他是含着金汤勺出生的孩子,一生出来就让很多人期待,他是乔家的长孙,理所应当会成为继承人。他受到很好的教
育,从小身边便有不少佣人,即使是被轻轻磕碰一下,也是不得了的事情。
不过,他一点也不为此感到高兴。
甚至,他时常为此感到悲哀。
他的母亲是在他五六岁的时候去世的,那个女人本来就有很严重的抑郁症,生了孩子之后身体又变得很差,熬不了几
年就会油灯枯尽是所有人都知道的事情。
母亲的离去并没有让他太难过,毕竟,他自从生下来就没有和那个叫做母亲的女人有过亲近的关系,他一直是奶妈和
几个小保姆在带着。
他小的时候,家中教育严苛,每日根本没有玩耍的时间,他的童年并不像别的孩子那样美好。
读上初中,那个人就突然将他送到贵族寄宿学校去读了,就这样,他就在男校里读了六年,因为青春期没有和女孩子
交往的经历,他后来也时常想着,会不会就是因为这样,才导致了他的性向的问题。不过,即使得到答案也是没有用
的,即使他的性向有问题,他的心理犯下的罪却并不是如此简单。
他爱上了不能爱的人。这不可饶恕,也不容他辩解。
在他才刚刚懂得情爱的时候,他就为那个人神魂颠倒了,为了那个人痴迷神往,以至于每个月放假他都千里迢迢回家
,因为,假如他不回家,那个人是不会像别人的父母那样去学校看他的,他想见那人,时常想得夜不能寐,只能每个
月回家去看那个人寥解他小小心里那隐晦的相思,这样才能让他接下来的一个月枯燥而忙碌的学习生活中拥有寄托,
能够在学校里熬下来。
他在学校的学习从来就是优秀的,加上他的家世,在学校里,他从不缺乏拥趸,老师和同学都对他评价很高。他也作
为优秀学生代表做过很多次的出访,有一次学校组织的一个慈善会上,那个人也有出席,他作为代表接待。

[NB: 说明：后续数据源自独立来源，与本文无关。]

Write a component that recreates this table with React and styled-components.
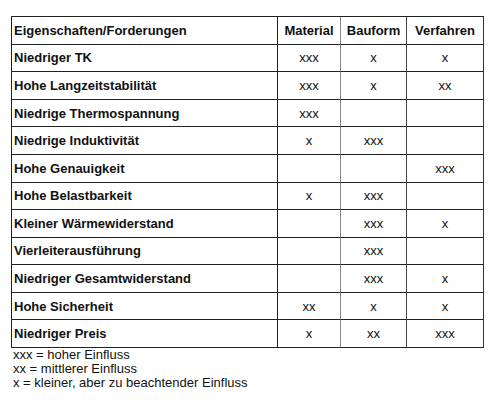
import { Fragment } from "react"
import styled, { createGlobalStyle } from "styled-components"

const GlobalStyle = createGlobalStyle`
  html, body {
    margin: 0;
    padding: 0;
    background: #ffffff;
  }
  body {
    font-family: "Liberation Sans", Arial, sans-serif;
    color: #111;
  }
`

const zeilen = [
  ["Niedriger TK", "xxx", "x", "x"],
  ["Hohe Langzeitstabilität", "xxx", "x", "xx"],
  ["Niedrige Thermospannung", "xxx", "", ""],
  ["Niedrige Induktivität", "x", "xxx", ""],
  ["Hohe Genauigkeit", "", "", "xxx"],
  ["Hohe Belastbarkeit", "x", "xxx", ""],
  ["Kleiner Wärmewiderstand", "", "xxx", "x"],
  ["Vierleiterausführung", "", "xxx", ""],
  ["Niedriger Gesamtwiderstand", "", "xxx", "x"],
  ["Hohe Sicherheit", "xx", "x", "x"],
  ["Niedriger Preis", "x", "xx", "xxx"],
]

export default function App() {
  return (
    <Seite>
      <GlobalStyle />
      <Tabelle>
        <Zelle $kopf>Eigenschaften/Forderungen</Zelle>
        <Zelle $kopf $mitte>Material</Zelle>
        <Zelle $kopf $mitte $grau>Bauform</Zelle>
        <Zelle $kopf $mitte>Verfahren</Zelle>
        {zeilen.map(([name, material, bauform, verfahren]) => (
          <Fragment key={name}>
            <Zelle $kopf>{name}</Zelle>
            <Zelle $mitte>{material}</Zelle>
            <Zelle $mitte $grau>{bauform}</Zelle>
            <Zelle $mitte>{verfahren}</Zelle>
          </Fragment>
        ))}
      </Tabelle>
      <Legende>
        <p>xxx = hoher Einfluss</p>
        <p>xx = mittlerer Einfluss</p>
        <p>x = kleiner, aber zu beachtender Einfluss</p>
      </Legende>
    </Seite>
  )
}

const Seite = styled.div`
  width: 500px;
  height: 400px;
  padding: 16px 0 0 11px;
  box-sizing: border-box;
`

const Tabelle = styled.div`
  display: grid;
  grid-template-columns: 266px 63px 66px 77px;
  grid-template-rows: repeat(12, 1fr);
  width: 473px;
  height: 332px;
  box-sizing: border-box;
  border-top: 1px solid #222;
  border-left: 1px solid #222;
`

const Zelle = styled.div`
  display: flex;
  align-items: center;
  justify-content: ${(p) => (p.$mitte ? "center" : "flex-start")};
  padding-left: ${(p) => (p.$mitte ? "0" : "2px")};
  font-size: 13px;
  font-weight: ${(p) => (p.$kopf ? "bold" : "normal")};
  border-right: 1px solid ${(p) => (p.$grau ? "#444" : "#888")};
  border-bottom: 1px solid #222;
  white-space: nowrap;
  overflow: hidden;

  &:nth-child(4n + 1) {
    border-right-color: #222;
  }
  &:nth-child(4n) {
    border-right-color: #333;
  }
`

const Legende = styled.div`
  padding: 0 0 0 2px;
  font-size: 13px;
  line-height: 14px;

  p {
    margin: 0;
  }
`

有不少父母都来了,那些父母和孩子拥抱欢笑,问候身体健康或者学业进展,气氛融洽温馨。
明明也是父亲,那个人却只是朝他点头做了一个表示,其余再也没有说一句话,甚至看着他的眼神也是淡淡的,更遑
论要言语问候,要亲密拥抱了。
他当时的心情只能用苦涩到眼眶泛酸来形容,心里的泪一行行地流,脸上却还要摆出笑容来组织好接待工作,假如不
能让他喜欢上自己亲密对待自己,那么,也应该让他认可自己的工作,认可自己没有辜负他的期许,认可自己作为一
个乔家长孙没有丢了乔家的脸。
在他还年少的时候,就有很多人赞扬他小小年纪就有的稳重内敛,赞扬他家世熏陶而出的君子风度和气量,还赞扬他
能力卓绝处事有方,虽然这些溢美之词不乏是在称赞他的身份,但是,想来也有一两分是真心吧!
他那时候听到别人的赞叹心里并不会显得开心,因为那个人从没有赞扬过他。而他自己也明白,他能够得到这些赞扬
付出了多少的代价,他并不天生就那般让人满意的,要是允许,他也想放纵自己,想随意散漫生活着。
他付出了他的整个少年时代的时光,付出了他的恣意放纵的任何机会,他绝不容许自己做出任何会让那个人皱眉的举
动来,他心里一心想着的都是让那人认可,让那人多多注意到他,让那人更加关注他。